Ash Wednesday and all Fridays during Lent are also days of abstinence from meat.  This means no flesh meat.  Fish is considered permissible, as are broths made from meat.  
In addition to these fasting rules, Catholics are encouraged to "give up" something else during Lent.  What to abstain from is a personal decision, but it should be something good you are giving up, in order to truly be a sacrifice.  The point of the exercise is to both increase discipline and also to make an offering to the Lord.  Giving up swearing, for example, or gossip, or some other vice is a good thing, but it's not really in the spirit of the Lenten fast.  You should not do those things because they are bad to do, regardless of the season.  For Lent, we are asked to give up something that is good, that we enjoy, as a way of detaching ourselves from the things of this world that are passing away – even the good things – and to remind ourselves to rely on God, who is the source of all goodness and who will never pass away.

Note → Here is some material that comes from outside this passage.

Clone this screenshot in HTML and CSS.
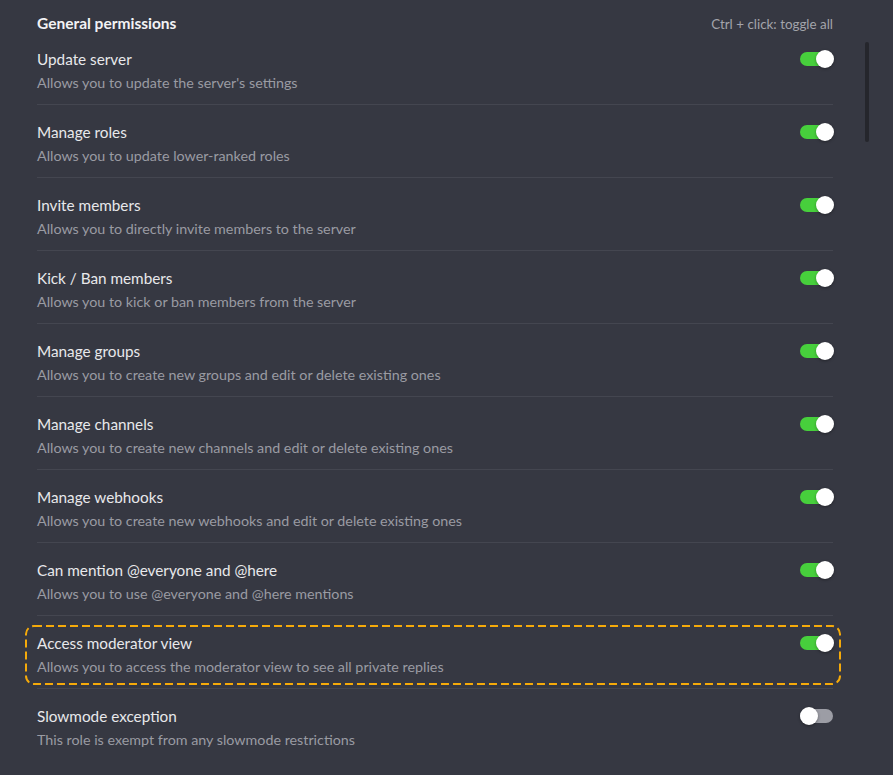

For more information on the Lenten practice of fasting and abstinence, I invite you to read this article by Deacon Mike Bickerstaff, "Why Do Catholics Practice Fast and Abstinence?"  I'll also be posting more helpful information relating to fasting, prayer, and almsgiving on our Facebook page throughout the Lenten Season.  Remember, fasting is just one aspect of Lent.  We are also encouraged to ramp up our prayer life as well as our charity to those in need!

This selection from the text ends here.